All these measures were the more unacceptable, because if they had a fortunate issue, they would be at once a practical rebuke on their own course when in power, and a triumphant vindication of that of the republicans. The best talents of the party were therefore put in requisition to bring them into discredit with the people, and to show that so far as they were able to reduce the taxes and yet make good the public engagements, they were indebted to the schemes of finance introduced by their predecessors, and which they had invariably opposed. The general expressions of philanthropy which occasionally found a place in the message, were sneered at as an offering to a spurious philosophy then in vogue; and disaster and ruin were confidently predicted to the nation for committing the reins to those who had neither the skill nor firmness to guide them. Among these attacks, one of the most distinguished both for talent and bitterness, was a pamphlet attributed to Alexander Hamilton, which, after bestowing the harshest strictures on every part of the message, and a warm panegyric on the policy of the preceding administrations, interspersed with sarcasms on the personal character of the President, concludes in the following strain of scornful obloquy :-" Consummate in the
paltry science of courting and winning popular favour, they falsely infer that they have the capacity to govern, and they will be the last to discover their error. But let them be assured that the people will not long continue the dupes of their pernicious sorceries. Already the cause of truth has derived this advantage from the crude essays of their chief, that the film has been removed from many an eye. The credit of great abilities was allowed him by a considerable portion of those who disapproved his principles, but the short space of nine months has been amply sufficient to dispel that illusion; and even some of his most partial votaries begin to suspect, that they have been mistaken in the object of their idolatry."
Mr. Jefferson had however the consolation of knowing that his course, so obnoxious to his adversaries, was approved by his friends, who constituted a great majority of the American people; and, confident it was adapted to the solid interests of the nation as well as suited to its ruling tastes, he trusted to time to justify him in the eyes of the fairer portion even of his opponents. In this expectation he was not disappointed.
Proposed reforms of the Administration Party. Recent Judiciary Law. -views of parties as to its repeal. Internal Taxes. Debt-mistaken views of both parties concerning it. dent's Financial Views.
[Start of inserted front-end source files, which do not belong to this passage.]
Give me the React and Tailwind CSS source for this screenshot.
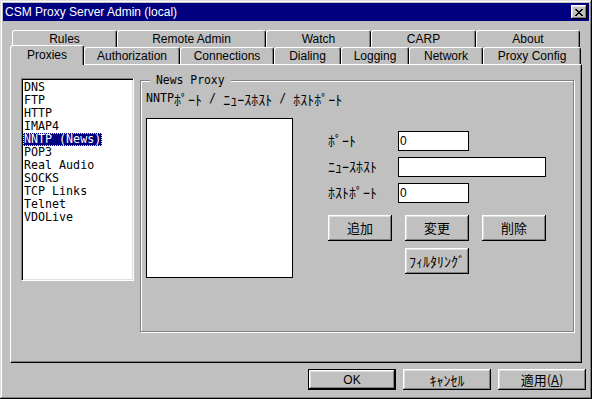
import React from 'react';

const raised = "shadow-[inset_-1px_-1px_#000,inset_1px_1px_#fff,inset_-2px_-2px_#808080,inset_2px_2px_#dfdfdf]";

// half-width katakana, 7px per char like the old system font
function Hw({ children }) {
    return <span className="font-['Noto_Sans_CJK_JP',sans-serif] text-[14px] leading-none">{children}</span>;
}

function Tab({ label, w, selected = false }) {
    return (
        <div
            className={`${w} flex items-center justify-center border-l border-t border-white border-r border-r-black rounded-t-[3px] shadow-[inset_-1px_0_#808080] text-[12px] text-black bg-[#c0c0c0] ${
                selected ? 'h-[20px] -mt-[2px] pb-[2px] relative z-10' : 'h-full'
            }`}
        >
            {label}
        </div>
    );
}

function Button({ children, w = 'w-[64px]', h = 'h-[26px]' }) {
    return (
        <button className={`${w} ${h} ${raised} bg-[#c0c0c0] flex items-center justify-center text-black`}>
            {children}
        </button>
    );
}

function Field({ label, w, value }) {
    return (
        <div className="flex items-center h-[20px]">
            <div className="w-[70px] text-black">
                <Hw>{label}</Hw>
            </div>
            <div className={`${w} h-[20px] bg-white border border-black flex items-center pl-[1px] text-[12px] font-['Liberation_Sans',sans-serif]`}>
                {value}
            </div>
        </div>
    );
}

const protocols = ['DNS', 'FTP', 'HTTP', 'IMAP4', 'NNTP (News)', 'POP3', 'Real Audio', 'SOCKS', 'TCP Links', 'Telnet', 'VDOLive'];

export default function App() {
    return (
        <div className="w-[592px] h-[399px] bg-[#c0c0c0] p-[3px] font-['Liberation_Sans','Noto_Sans_CJK_JP',sans-serif] shadow-[inset_-1px_-1px_#000,inset_1px_1px_#dfdfdf,inset_-2px_-2px_#808080,inset_2px_2px_#fff] overflow-hidden">
            {/* Title bar */}
            <div className="h-[18px] bg-[#000080] flex items-center justify-between pl-[2px] pr-[2px]">
                <span className="text-white text-[12px] leading-none">CSM Proxy Server Admin (local)</span>
                <button className={`w-[16px] h-[14px] bg-[#c0c0c0] ${raised} flex items-center justify-center`}>
                    <svg width="8" height="7" viewBox="0 0 8 7" shapeRendering="crispEdges" className="mt-[1px] -ml-[1px]">
                        <rect x="0" y="0" width="2" height="1" />
                        <rect x="6" y="0" width="2" height="1" />
                        <rect x="1" y="1" width="2" height="1" />
                        <rect x="5" y="1" width="2" height="1" />
                        <rect x="2" y="2" width="4" height="1" />
                        <rect x="3" y="3" width="2" height="1" />
                        <rect x="2" y="4" width="4" height="1" />
                        <rect x="1" y="5" width="2" height="1" />
                        <rect x="5" y="5" width="2" height="1" />
                        <rect x="0" y="6" width="2" height="1" />
                        <rect x="6" y="6" width="2" height="1" />
                    </svg>
                </button>
            </div>

            <div className="pl-[7px] mt-[9px]">
                {/* Back tab row */}
                <div className="flex h-[17px] ml-[2px]">
                    <Tab label="Rules" w="w-[105px]" />
                    <Tab label="Remote Admin" w="w-[149px]" />
                    <Tab label="Watch" w="w-[105px]" />
                    <Tab label="CARP" w="w-[105px]" />
                    <Tab label="About" w="w-[104px]" />
                </div>
                {/* Front tab row */}
                <div className="flex h-[17px]">
                    <Tab label="Proxies" w="w-[74px]" selected />
                    <Tab label="Authorization" w="w-[96px]" />
                    <Tab label="Connections" w="w-[94px]" />
                    <Tab label="Dialing" w="w-[67px]" />
                    <Tab label="Logging" w="w-[68px]" />
                    <Tab label="Network" w="w-[74px]" />
                    <Tab label="Proxy Config" w="w-[98px]" />
                </div>

                {/* Tab panel */}
                <div className="w-[572px] h-[299px] border border-white border-r-black border-b-black shadow-[inset_-1px_-1px_#808080] flex items-start">
                    {/* Protocol list */}
                    <div className="ml-[10px] mt-[13px] w-[113px] h-[203px] bg-white border border-t-[#808080] border-l-[#808080] border-b-white border-r-white shadow-[inset_1px_1px_#000,inset_-1px_-1px_#dfdfdf] pt-[2px] pl-[1px]">
                        {protocols.map((p) => (
                            <div key={p} className="h-[13px] flex items-center font-['DejaVu_Sans_Mono',monospace] text-[11.67px] leading-none">
                                {p === 'NNTP (News)' ? (
                                    <span className="bg-[#000080] text-white h-[13px] px-[1px] flex items-center outline-1 outline-dotted outline-[#ffff00] -outline-offset-1">
                                        {p}
                                    </span>
                                ) : (
                                    <span className="px-[1px] text-black">{p}</span>
                                )}
                            </div>
                        ))}
                    </div>

                    {/* News Proxy group */}
                    <div className="relative ml-[6px] mt-[15px] w-[434px] h-[252px] border border-[#808080] shadow-[1px_1px_0_#fff,inset_1px_1px_0_#fff] pl-[5px]">
                        <span className="absolute -top-[8px] left-[9px] px-[6px] bg-[#c0c0c0] font-['DejaVu_Sans_Mono',monospace] text-[11.4px] leading-[14px] text-black">
                            News Proxy
                        </span>
                        <div className="mt-[11px] h-[14px] flex items-center text-black font-['DejaVu_Sans_Mono',monospace] text-[11.67px]">
                            NNTP<Hw>ﾎﾟｰﾄ</Hw>&nbsp;/&nbsp;<Hw>ﾆｭｰｽﾎｽﾄ</Hw>&nbsp;/&nbsp;<Hw>ﾎｽﾄﾎﾟｰﾄ</Hw>
                        </div>
                        <div className="flex mt-[12px]">
                            <div className="w-[147px] h-[160px] bg-white border border-black" />
                            <div className="ml-[35px] mt-[13px] flex flex-col">
                                <div className="flex flex-col gap-[6px]">
                                    <Field label="ﾎﾟｰﾄ" w="w-[71px]" value="0" />
                                    <Field label="ﾆｭｰｽﾎｽﾄ" w="w-[148px]" value="" />
                                    <Field label="ﾎｽﾄﾎﾟｰﾄ" w="w-[71px]" value="0" />
                                </div>
                                <div className="flex gap-[13px] mt-[12px] text-[13px] font-['Noto_Sans_CJK_JP',sans-serif]">
                                    <Button>追加</Button>
                                    <Button>変更</Button>
                                    <Button>削除</Button>
                                </div>
                                <div className="ml-[77px] mt-[7px]">
                                    <Button>
                                        <Hw>ﾌｨﾙﾀﾘﾝｸﾞ</Hw>
                                    </Button>
                                </div>
                            </div>
                        </div>
                    </div>
                </div>
            </div>

            {/* Dialog buttons */}
            <div className="flex justify-end gap-[7px] pr-[3px] mt-[6px] text-[12px]">
                <div className="border border-black">
                    <Button w="w-[86px]" h="h-[19px]">OK</Button>
                </div>
                <Button w="w-[88px]" h="h-[21px]">
                    <Hw>ｷｬﾝｾﾙ</Hw>
                </Button>
                <Button w="w-[88px]" h="h-[21px]">
                    <span className="font-['Noto_Sans_CJK_JP',sans-serif] text-[13px]">適用(<span className="underline">A</span>)</span>
                </Button>
            </div>
        </div>
    );
}
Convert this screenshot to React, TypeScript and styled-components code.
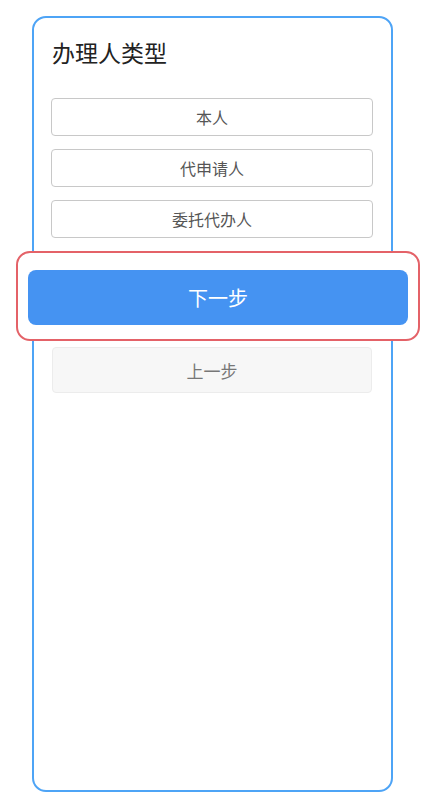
import React from "react"
import styled, { createGlobalStyle } from "styled-components"

const GlobalStyle = createGlobalStyle`
  html, body {
    margin: 0;
    padding: 0;
    background: #fff;
  }
  body {
    font-family: "Noto Sans CJK SC", "Noto Sans", sans-serif;
  }
`

const Page = styled.div`
  padding: 16px 0 12px 32px;
`

const Card = styled.div`
  box-sizing: border-box;
  width: 361px;
  height: 776px;
  border: 2px solid #4ea4f6;
  border-radius: 14px;
  padding: 23px 17px 0 17px;
  display: flex;
  flex-direction: column;
`

const Title = styled.h1`
  margin: 0 0 34px 1px;
  font-size: 23px;
  line-height: 23px;
  font-weight: 400;
  color: #222;
`

const Options = styled.div`
  display: flex;
  flex-direction: column;
  gap: 13px;
  padding-right: 1px;
`

const Option = styled.button`
  box-sizing: border-box;
  height: 38px;
  border: 1px solid #c8c8c8;
  border-radius: 4px;
  background: #fff;
  color: #555;
  font-family: inherit;
  font-size: 16px;
  cursor: pointer;
`

const Highlight = styled.div`
  position: relative;
  z-index: 1;
  box-sizing: border-box;
  margin: 13px -46px 0 -35px;
  padding: 17px 10px 14px 10px;
  border: 2px solid #e46268;
  border-radius: 14px;
  background: #fff;
`

const Primary = styled.button`
  display: block;
  width: 100%;
  height: 55px;
  border: none;
  border-radius: 8px;
  background: #4593f2;
  color: #fff;
  font-family: inherit;
  font-size: 20px;
  cursor: pointer;
`

const Secondary = styled.button`
  box-sizing: border-box;
  margin: 6px 2px 0 1px;
  height: 46px;
  border: 1px solid #ececec;
  border-radius: 4px;
  background: #f7f7f7;
  color: #777;
  font-family: inherit;
  font-size: 17px;
  cursor: pointer;
`

const options = ["本人", "代申请人", "委托代办人"]

const App = () => (
  <>
    <GlobalStyle />
    <Page>
      <Card>
        <Title>办理人类型</Title>
        <Options>
          {options.map(label => (
            <Option key={label}>{label}</Option>
          ))}
        </Options>
        <Highlight>
          <Primary>下一步</Primary>
        </Highlight>
        <Secondary>上一步</Secondary>
      </Card>
    </Page>
  </>
)

export default App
Convention with England. Louisiana to France. Lively interest excited by it in the United States. Mr. Jefferson's instructions to Mr. Livingston. Views of the effect of the Cession of Louisiana. Callender's Libels. Piers in the Delaware. Forbearance towards his opponents. The right of deposit at New Orleans interdicted by Spain. Meeting of Congress. Annual Message. Dry Docks. Resolution on the conduct of Spain. Mr. Monroe's mission to France-motives for the appointment.
In this Congress, by reason of the recent favourable changes in some of the States, the republican party had a small majority in both Houses. They therefore determined to carry their plans of reform and economy into execution, whilst their adversaries prepared to resist their schemes to the utmost, by every means which wit, logic, or legislative tactics could effect. The two great objects of party contest, were the repeal of the internal taxes, and of the law which created a new set of federal courts at the preceding session.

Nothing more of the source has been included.